[Date Prev][Date Next][Thread Prev][Thread Next][Date Index][Thread Index]

Re: [Condor-users] condor_schedd running under the wrong user



On Jan 31, 2007, at 8:08 AM, Jamie Rollins wrote:

Hi, folks. I have a question that I hope someone may have some insite into.

The other day, for a reason that is unknown to me, the condor_schedd daemon running on the central manager stopped running as the user "condor", which I believe it had been previously (and which all the other daemons are running as), and started running instead as a different user (user "x", say, who uses the pool frequently). This caused the condor_schedd daemon to freeze, presumably because it couldn't write to any of it's log/execute/spool files which are only writable as the "condor" user. Although this issue seems to be coincident with an upgrade of the domain/LDAP controller and nfs home directory server, I'm not convinced that they're related (everything else seems to be working ok).

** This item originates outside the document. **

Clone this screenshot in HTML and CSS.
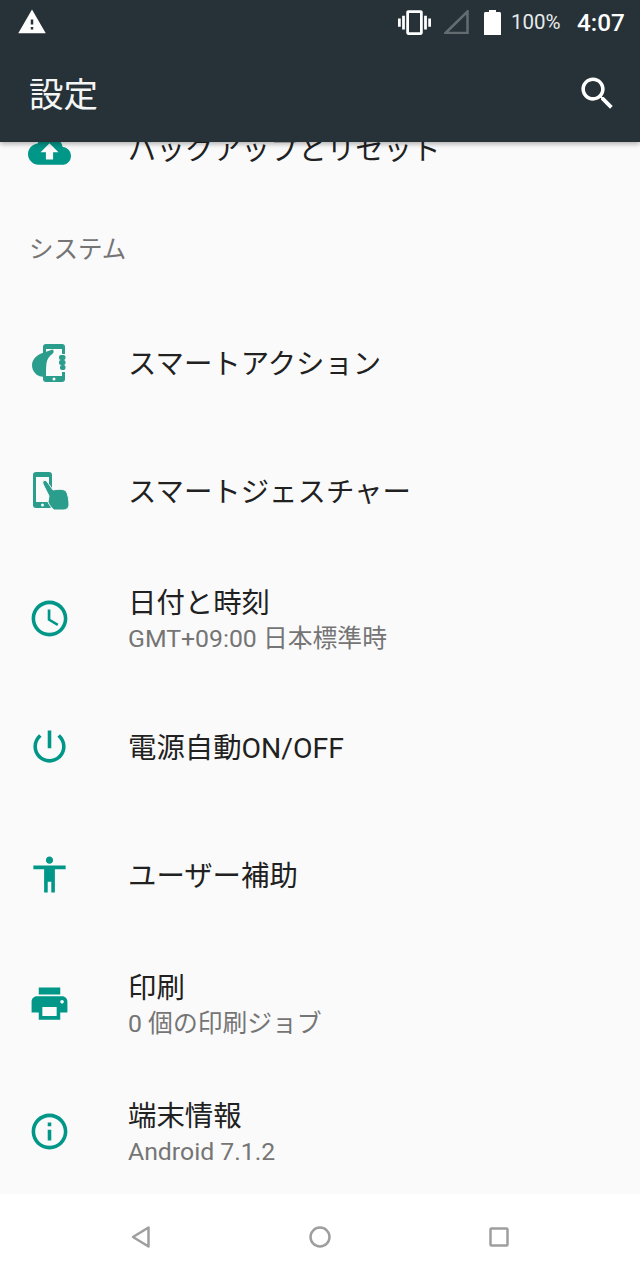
FILE: index.html
```html
<!DOCTYPE html>
<html lang="ja">
<head>
<meta charset="utf-8">
<title>設定</title>
<link rel="stylesheet" href="styles.css">
</head>
<body>
<div class="app">
  <header class="appbar">
    <div class="status">
      <svg class="st-warn" viewBox="0 0 24 24"><path d="M1 21h22L12 2 1 21zm12-3h-2v-2h2v2zm0-4h-2v-4h2v4z"/></svg>
      <div class="status-right">
        <svg class="st-vib" viewBox="0 0 24 24"><path d="M0 15h2V9H0v6zm3 2h2V7H3v10zm19-8v6h2V9h-2zm-3 8h2V7h-2v10zM16.5 3h-9C6.67 3 6 3.67 6 4.5v15c0 .83.67 1.5 1.5 1.5h9c.83 0 1.5-.67 1.5-1.5v-15c0-.83-.67-1.5-1.5-1.5zM16 19H8V5h8v14z"/></svg>
        <svg class="st-signal" viewBox="0 0 25 24"><path d="M1.5 23 L23.5 1.5 V23 Z"/></svg>
        <svg class="st-batt" viewBox="0 0 17 25"><path d="M5 0h7v2h3.5c.8 0 1.5.7 1.5 1.5V25H0V3.500C0 2.700.7 2 1.500 2H5z"/></svg>
        <span class="st-pct">100%</span>
        <span class="st-time">4:07</span>
      </div>
    </div>
    <div class="toolbar">
      <h1 class="tb-title">設定</h1>
      <svg class="tb-search" viewBox="0 0 24 24"><path d="M15.5 14h-.79l-.28-.27C15.41 12.59 16 11.11 16 9.5 16 5.91 13.09 3 9.5 3S3 5.910 3 9.500 5.910 16 9.500 16c1.610 0 3.090-.59 4.230-1.570l.27.280v.79l5 4.990L20.490 19l-4.990-5zm-6 0C7.010 14 5 11.990 5 9.500S7.010 5 9.500 5 14 7.010 14 9.500 11.990 14 9.500 14z"/></svg>
    </div>
  </header>

  <main class="list">
    <div class="row row-first">
      <svg class="icon icon-cloud" viewBox="0 0 24 24"><path d="M19.35 10.04C18.67 6.590 15.64 4 12 4 9.110 4 6.600 5.640 5.350 8.040 2.340 8.360 0 10.910 0 14c0 3.310 2.690 6 6 6h13c2.760 0 5-2.240 5-5 0-2.640-2.050-4.780-4.650-4.960zM14 13v4h-4v-4H7l5-5 5 5h-3z"/></svg>
      <div class="text"><div class="title">バックアップとリセット</div></div>
    </div>

    <div class="section">システム</div>

    <div class="row">
      <svg class="icon icon-soft" viewBox="0 0 43 43">
        <rect x="15" y="3" width="22" height="38" rx="3"/>
        <rect class="hole" x="18" y="8" width="16" height="27"/>
        <circle class="hole" cx="26" cy="38" r="1.500"/>
        <path d="M4 24C4 18 10 13 16 11.500L24.500 8.500C26 9 26 11.500 24.500 12.800C21 15 19 19 18.500 22C18 26 18 30 18 36C14 36 9 35 7 32C5 30 4 27 4 24Z"/>
        <rect class="hole" x="30" y="13" width="8" height="18"/>
        <rect x="31" y="14" width="6.500" height="5" rx="2"/>
        <rect x="31" y="19" width="6.500" height="5" rx="2"/>
        <rect x="32" y="24" width="5.500" height="5" rx="2"/>
      </svg>
      <div class="text"><div class="title">スマートアクション</div></div>
    </div>

    <div class="row">
      <svg class="icon icon-soft" viewBox="0 0 43 43">
        <rect x="5" y="3" width="19" height="36" rx="3"/>
        <rect class="hole" x="8" y="8" width="13" height="25"/>
        <circle class="hole" cx="14.500" cy="36" r="1.500"/>
        <path class="hand" d="M16 11.500C18 11 19 12.500 20 14L25 21C30 20 36 20 38 22C40 25 41 31 41 36C41 39 38 41 36 41L26 41C24 39 21 36 20 33L21 27L15 15C14.500 13 15 12 16 11.500Z"/>
      </svg>
      <div class="text"><div class="title">スマートジェスチャー</div></div>
    </div>

    <div class="row">
      <svg class="icon" viewBox="0 0 24 24"><path d="M11.990 2C6.470 2 2 6.480 2 12s4.470 10 9.990 10C17.520 22 22 17.520 22 12S17.520 2 11.990 2zM12 20c-4.420 0-8-3.580-8-8s3.580-8 8-8 8 3.580 8 8-3.580 8-8 8zm.5-13H11v6l5.250 3.150.75-1.230-4.500-2.670z"/></svg>
      <div class="text">
        <div class="title">日付と時刻</div>
        <div class="sub">GMT+09:00 日本標準時</div>
      </div>
    </div>

    <div class="row">
      <svg class="icon" viewBox="0 0 24 24"><path d="M13 3h-2v10h2V3zm4.830 2.170l-1.420 1.420C17.990 7.860 19 9.810 19 12c0 3.870-3.130 7-7 7s-7-3.130-7-7c0-2.190 1.010-4.140 2.580-5.420L6.170 5.170C4.230 6.820 3 9.260 3 12c0 4.970 4.030 9 9 9s9-4.030 9-9c0-2.740-1.230-5.180-3.170-6.830z"/></svg>
      <div class="text"><div class="title">電源自動ON/OFF</div></div>
    </div>

    <div class="row">
      <svg class="icon" viewBox="0 0 24 24"><path d="M12 2c1.100 0 2 .9 2 2s-.9 2-2 2-2-.9-2-2 .9-2 2-2zm9 7h-6v13h-2v-6h-2v6H9V9H3V7h18v2z"/></svg>
      <div class="text"><div class="title">ユーザー補助</div></div>
    </div>

    <div class="row">
      <svg class="icon" viewBox="0 0 24 24"><path d="M19 8H5c-1.660 0-3 1.340-3 3v6h4v4h12v-4h4v-6c0-1.660-1.340-3-3-3zm-3 11H8v-5h8v5zm3-7c-.55 0-1-.45-1-1s.45-1 1-1 1 .45 1 1-.45 1-1 1zm-1-9H6v4h12V3z"/></svg>
      <div class="text">
        <div class="title">印刷</div>
        <div class="sub">0 個の印刷ジョブ</div>
      </div>
    </div>

    <div class="row">
      <svg class="icon" viewBox="0 0 24 24"><path d="M11 17h2v-6h-2v6zm1-15C6.480 2 2 6.480 2 12s4.480 10 10 10 10-4.480 10-10S17.520 2 12 2zm0 18c-4.410 0-8-3.590-8-8s3.590-8 8-8 8 3.590 8 8-3.590 8-8 8zM11 9h2V7h-2v2z"/></svg>
      <div class="text">
        <div class="title">端末情報</div>
        <div class="sub">Android 7.1.2</div>
      </div>
    </div>
  </main>

  <nav class="navbar">
    <div class="nav-btn"><svg class="nav-icon" viewBox="0 0 26 26"><path d="M19.500 3.500V22.500L4 13Z"/></svg></div>
    <div class="nav-btn"><svg class="nav-icon" viewBox="0 0 26 26"><circle cx="13" cy="13" r="9.500"/></svg></div>
    <div class="nav-btn"><svg class="nav-icon" viewBox="0 0 26 26"><rect x="4.500" y="4.500" width="17" height="17" rx="1"/></svg></div>
  </nav>
</div>
</body>
</html>
```

FILE: styles.css
```css
* { box-sizing: border-box; }
html, body { margin: 0; padding: 0; }
body {
  width: 640px;
  height: 1280px;
  overflow: hidden;
  background: #fafafa;
  font-family: Roboto, "Noto Sans CJK JP", sans-serif;
}
.app {
  display: flex;
  flex-direction: column;
  height: 1280px;
}
.appbar {
  position: relative;
  z-index: 2;
  flex: none;
  height: 142px;
  background: #263238;
  color: #fff;
  box-shadow: 0 2px 5px rgba(0, 0, 0, 0.3);
}
.status {
  display: flex;
  align-items: center;
  justify-content: space-between;
  height: 44px;
  padding: 0 15px 0 17px;
}
.status-right {
  display: flex;
  align-items: center;
}
.st-warn { width: 30px; height: 30px; fill: #fff; }
.st-vib { width: 33px; height: 33px; fill: #fff; margin-right: 13px; }
.st-signal {
  width: 25px;
  height: 24px;
  fill: none;
  stroke: #626c71;
  stroke-width: 2.500;
  margin-right: 15px;
}
.st-batt { width: 17px; height: 25px; fill: #fff; margin-right: 10px; }
.st-pct { font-size: 20.500px; color: #e8eaeb; width: 50px; margin-right: 16px; white-space: nowrap; }
.st-time { font-size: 24.300px; font-weight: 500; width: 48px; white-space: nowrap; }
.toolbar {
  display: flex;
  align-items: center;
  justify-content: space-between;
  height: 98px;
  padding: 0 21px 0 29px;
}
.tb-title {
  margin: 0 0 2px;
  font-size: 34.500px;
  line-height: 44px;
  font-weight: 400;
  font-family: "Noto Sans CJK JP", sans-serif;
  color: #f4f5f5;
}
.tb-search { width: 43px; height: 43px; fill: #fff; }

.list {
  flex: 1;
  min-height: 0;
  overflow: hidden;
}
.row {
  display: flex;
  align-items: center;
  height: 128.200px;
  padding-left: 28px;
}
.row-first { margin-top: -58px; }
.icon {
  flex: none;
  width: 43px;
  height: 43px;
  margin-right: 57px;
  fill: #009688;
}
.icon-cloud { margin-top: 4px; }
.icon-soft { fill: #2a9d8c; }
.icon .hole { fill: #fafafa; }
.icon .hand { stroke: #fafafa; stroke-width: 1; }
.text { padding-top: 5px; }
.title {
  font-size: 28.400px;
  line-height: 36px;
  color: #212121;
  white-space: nowrap;
}
.sub {
  font-size: 24.800px;
  line-height: 34px;
  color: #757575;
  white-space: nowrap;
}
.section {
  height: 85.800px;
  padding: 20px 0 0 29px;
  font-size: 24.500px;
  line-height: 36px;
  color: #757575;
}
.navbar {
  flex: none;
  display: flex;
  justify-content: center;
  align-items: center;
  height: 86px;
  background: #fff;
}
.nav-btn {
  display: flex;
  justify-content: center;
  width: 178.500px;
}
.nav-icon {
  width: 26px;
  height: 26px;
  fill: none;
  stroke: #9e9e9e;
  stroke-width: 2.500;
  stroke-linejoin: round;
}
```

I was able to make the problem go away for a bit by killing all the daemons and flushing the spool directory for the central manger, then restarting the daemons. After that the schedd daemon started up as "condor". However, after a while, and some more use by user "x", the schedd daemon mysteriously started running as user "x" again. I can't find anything in the logs that would
indicate how, when, or why this change may have happened.

Parenthetically, I'm having trouble figuring out how the daemons are determining what user to run as to begin with. The condor_master is started as root, but then immediately starts running as user "condor". All the sub- daemons run as "condor" (collector, negotiator, startd), except the schedd, which mysteriously runs as user "x" (unless the spool directory has been cleared). No where in the configuration files do I specify that the daemons run as user "condor".

I found a mail to this list from last May where a user ('rok') describes what
appears to be a very similar problem (see attached message below).
Unfortunately there weren't any replies. Has anyone else ever experienced anything like this? Rok, did you ever get the issue resolved, or figure out what was causing it? Any thoughts at all would be very much appreciated.

The schedd starts life as root, then switches its effective uid to 'condor' for most of its life. It switches to users' uids temporarily to perform actions as the users (access job files, starting scheduler universe jobs, etc.). What's probably happening is that the schedd is freezing in the middle of one of these operations. Problems talking to the nfs server could easily cause this.

Could you set the following in your Condor config file and then send us the end of the schedd log the next time this happens:
SCHEDD_DEBUG = D_FULLDEBUG D_COMMAND

+--------------------------------+-----------------------------------+
|           Jaime Frey           | I used to be a heavy gambler.     |
|       jfrey@xxxxxxxxxxx        | But now I just make mental bets.  |
| http://www.cs.wisc.edu/~jfrey/ | That's how I lost my mind.        |
+--------------------------------+-----------------------------------+